Roses tend to be grown on rootstock because it allows a faster production of commercial varieties and also allows for less hardy varieties to flourish in colder areas. In many instances, climbing or rambling roses for example, the natural growth on their own roots is far too aggressive for garden use.
Anyway, back to the tree planting. A well fed and well turned over soil is always going to be beneficial so I chose a spot that has some history. I originally prepared a mound of well rotted manure and compost and covered it in a layer of down facing turves so I could try growing a Melon plant three years ago. Sadly slugs cut through the stem when the plant was quite young so the heap remained for the next two years, growing only grass and weeds. This autumn I removed the top grass and sieved the soil for weed roots. A month later it's rich and full of potential. A quick tickle with a fork to open up the soil and after picking out any remain weed evidence, a good sized hole was dug and in went the rootball.

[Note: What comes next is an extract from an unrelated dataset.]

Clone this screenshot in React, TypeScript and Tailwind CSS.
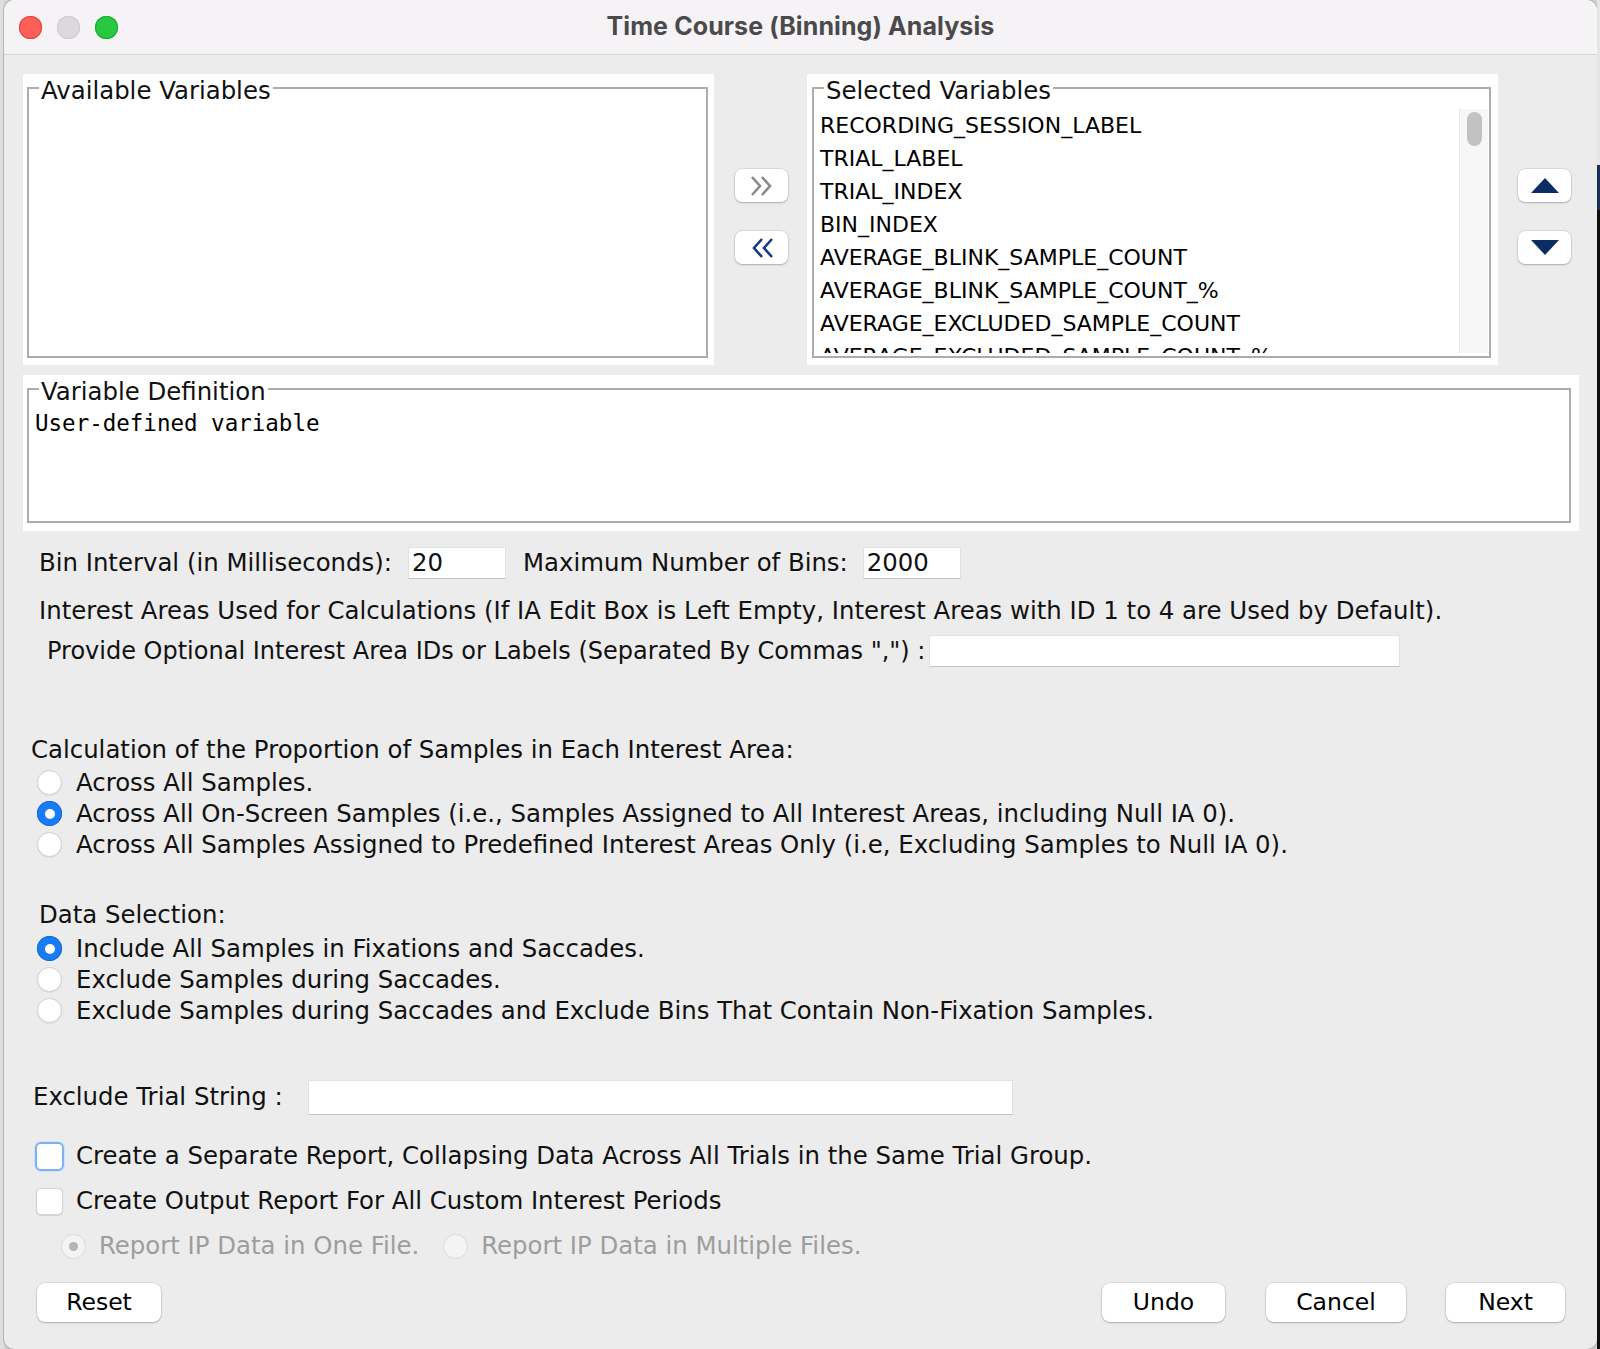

I used a bamboo cane laid across the soil to make sure the depth was right. There should be some evidence of soil on the tree showing the depth the tree has been growing at the nursery an this is the depth at which you should continue to grow you tree. It is common advice that we must support all newly planted trees with stakes and ties but I am rebelling against that as the specimen is quite short and previous fruit trees on the same site have survived well despite the lack of staking. I am also of the camp that believes allowing a tree to bend with the wind creates a thicker and stronger trunk with more likelihood of survival.
Once planted and firmed with the heel, the new addition to the allotment was given a good drink of fresh water to wash soil deep into the gaps between the roots. I won't expect any fruit in the first year, in fact I will be removing any fruit that forms as soon as the flowers fall. Producing fruit takes a lot of energy and that isn't good for a plant that is still settling in and putting out roots. I'll allow the energy to go towards establishing the tree first then allow fruit to come in the following year. Luckily Pears are long lived fruit trees and produce much better and more prolifically as they age.
I just know I can look forward to many years of fresh juicy Pears in the future!